Interpretive Summary: Disadvantages of biodiesel include utilization of edible oils for fuel production, generation of wastewater, and inability to recycle catalysts from the production process. The objective of this study was to utilize waste plastic food containers to produce a new catalyst for production of biodiesel from inexpensive, low-quality feedstocks. This research revealed that the biodiesel produced from palm fatty acid distillate was acceptable as an alternative, low-cost, non-food alternative to conventional diesel fuel. This research also revealed that a new catalyst, plastic waste char-supported sulfonated acid catalyst, has important advantages over currently used catalysts for commercial production of biodiesel, which are the ability to recover the catalyst and use it again and less wastewater generation. Overall, the properties of the resulting biodiesel were comparable to that of soybean-based biodiesel, thus indicating its acceptability as a new source of biodiesel fuel. These results will be important to biodiesel producers, distributors, and end-users (customers) because a new biodiesel fuel and a new catalyst were described that have favorable properties. This research may ultimately improve market penetration, availability, and public perception of renewable agricultural fuels such as biodiesel, thus enhancing rural economies while affording greater national independence from petroleum-based fuels.

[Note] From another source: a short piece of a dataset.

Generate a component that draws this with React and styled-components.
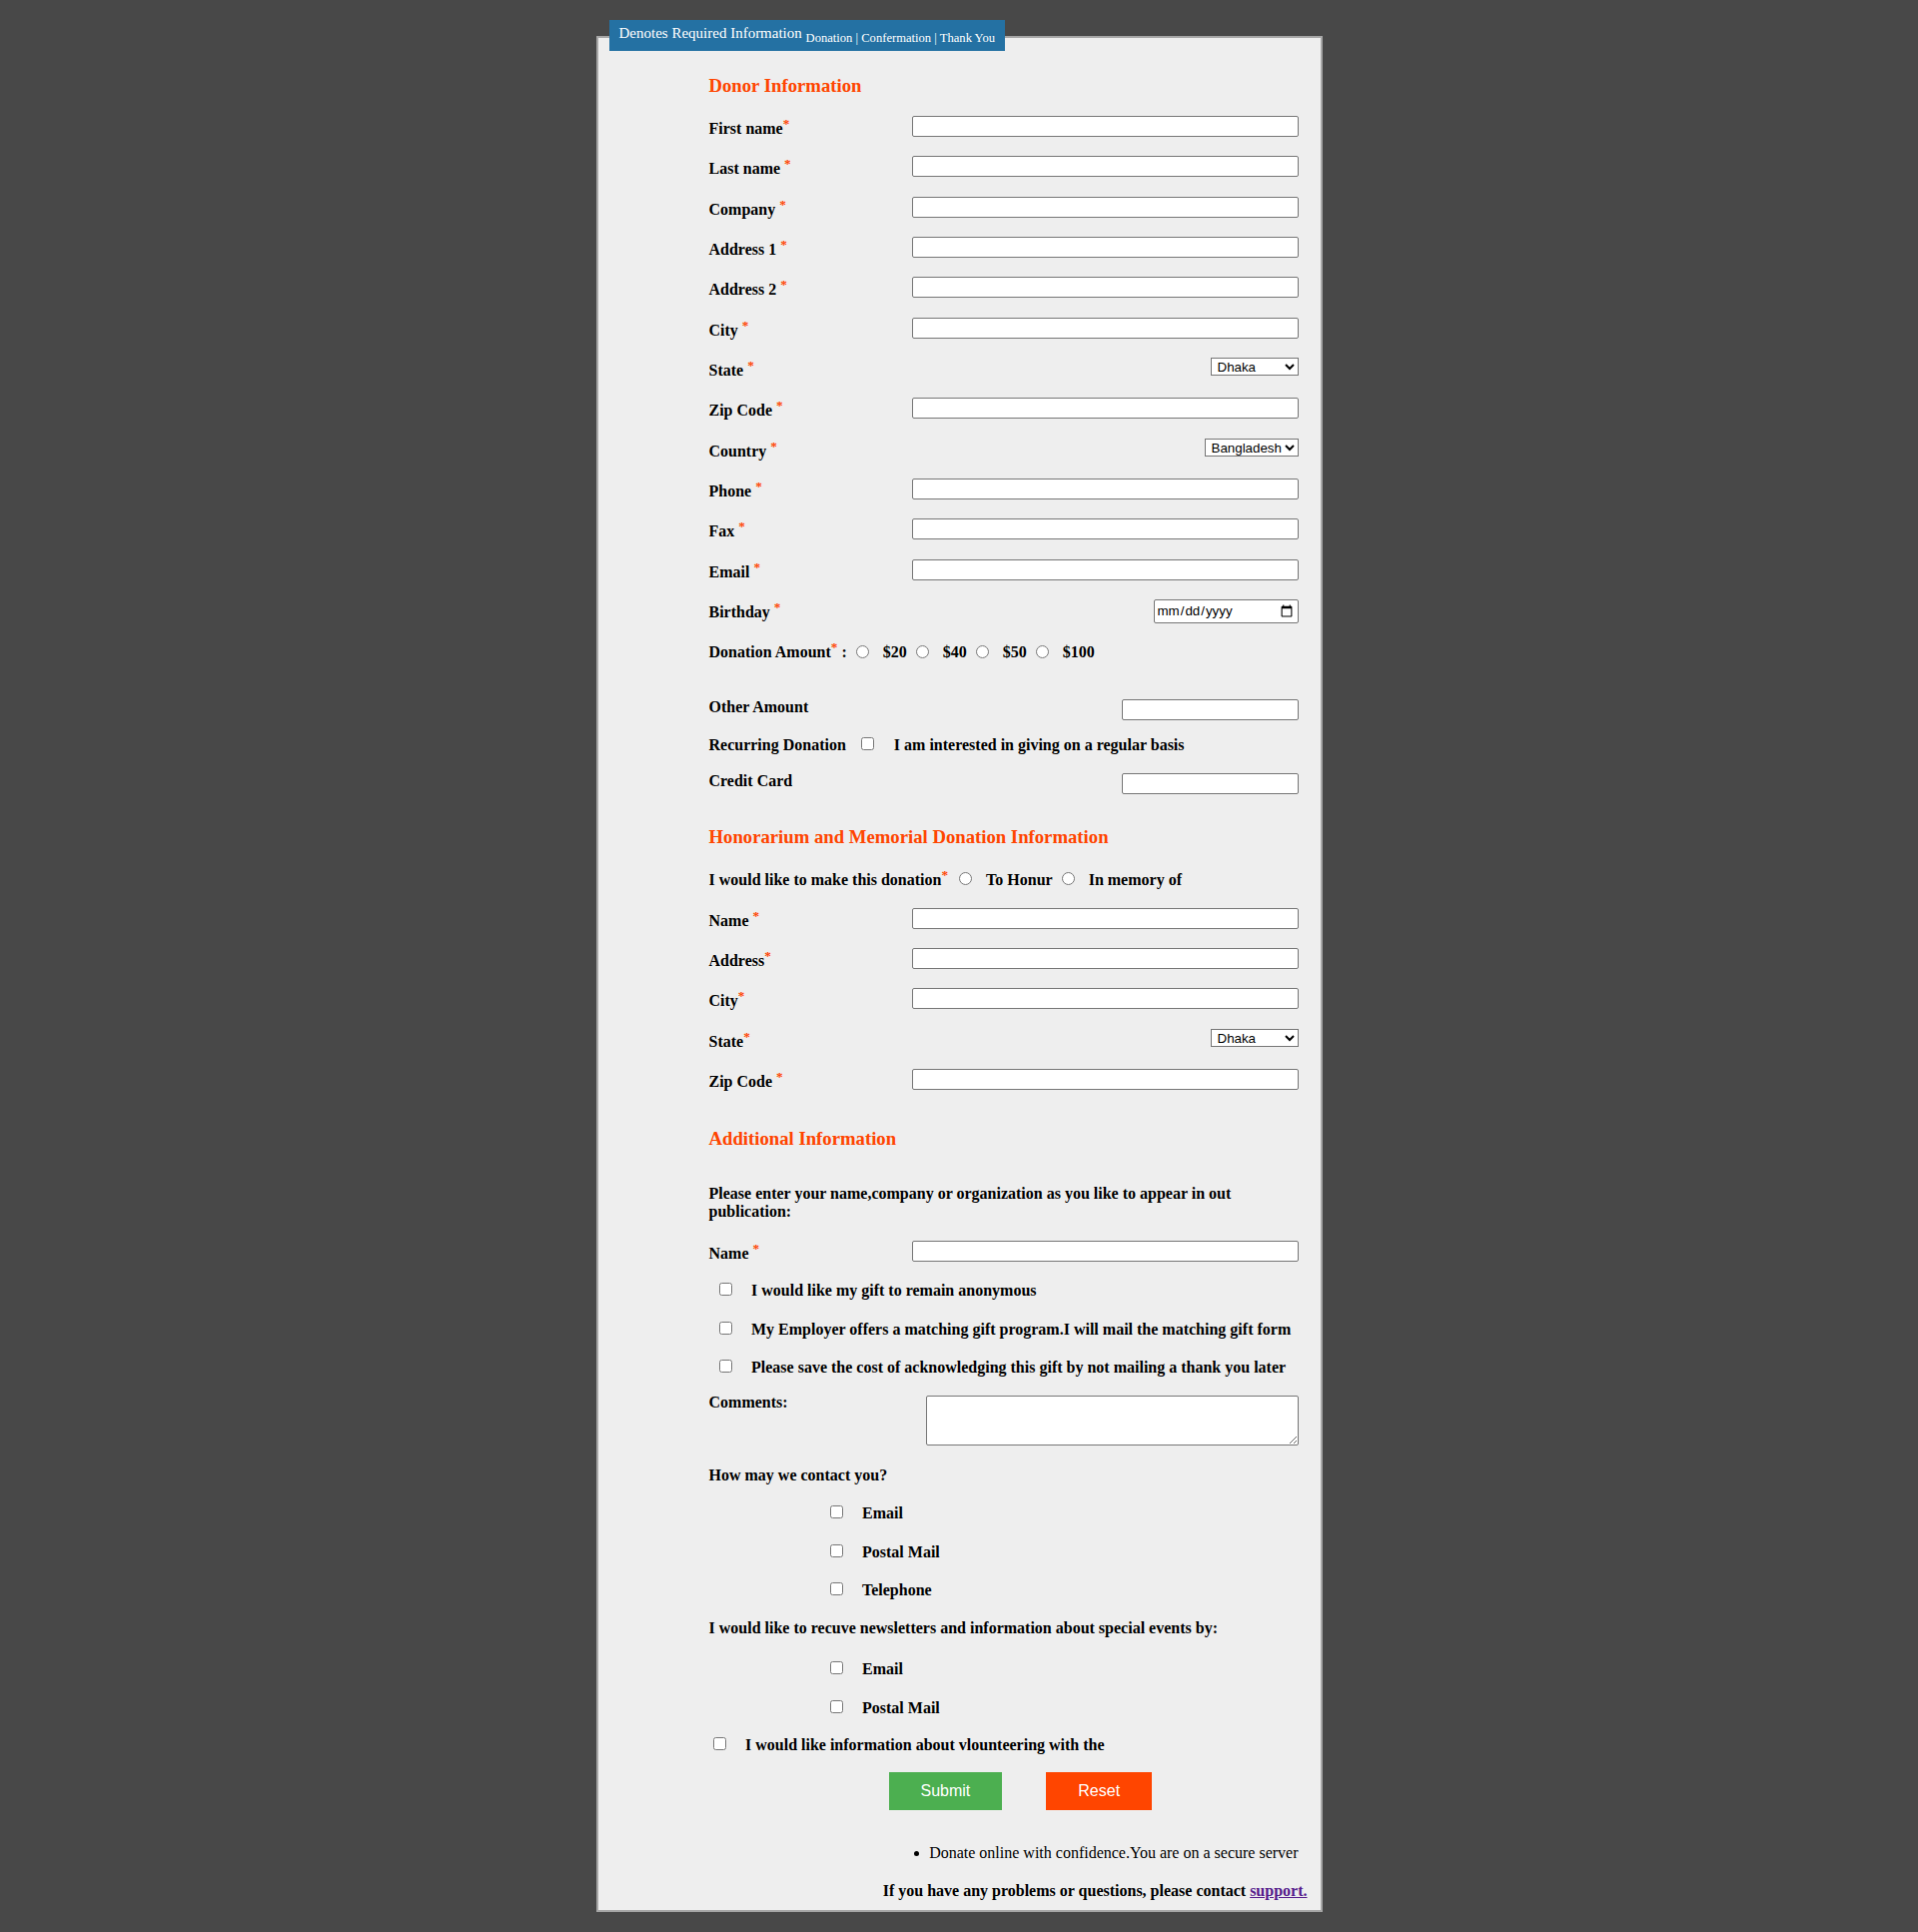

Technical Abstract: The extensive use of plastics in industries and households contributes to the proliferation of plastic waste (PW) in landfills, the oceans, and the environment, which represents a serious threat to numerous fragile ecosystems. Recycling rates for PW are still low, so solutions to the problem of waste accumulation are urgently needed. We report the transformation of waste polyethylene terephthalate food containers into plastic waste char (PWC) via anaerobic pyrolysis and subsequent conversion to an acidic solid catalyst for conversion of palm fatty acid distillate (PFAD) into biodiesel. Such an approach could provide a promising solution to the environmental issue of PW while simultaneously facilitating production of biofuels. In this study, PW was carbonized at 600 °C to yield a carbon precursor that was subsequently treated with sulfuric acid at three sulfonation ratios (1:10, 1:15 and 1:20) to give a series of solid acid sulfonated carbon catalysts, PWC-SO3H (a), (b) and (c). The synthesized PWC-SO3H catalysts were thermally stable up to 375 °C. The deposition of sulfonic acid groups onto the catalytic surface was confirmed by infrared spectroscopy. Surface morphology analysis revealed a mesoporous textural structure with random sulfonate group distribution. Changes in crystallinity for PWC and PWC-SO3H catalysts were determined by x-ray diffraction spectroscopy and supported by Raman analysis. The catalysts were then evaluated for biodiesel production efficacy via esterification of PFAD with methanol. The PWC-SO3H (b) catalyst (1:15 impregnation ratio) provided the highest yield of PFAD-derived-biodiesel (96.9%) under the optimum reaction conditions of 5 wt% catalyst at 110 °C for 2 h with a methanol to PFAD molar ratio of 18:1. Recyclability studies revealed that the PWC-SO3H (b) catalyst was reusable for four consecutive reactions while maintaining high catalytic activity. Lastly, the fuel properties of the resulting PFAD biodiesel were within the limits prescribed in ASTM D6751, the American biodiesel standard.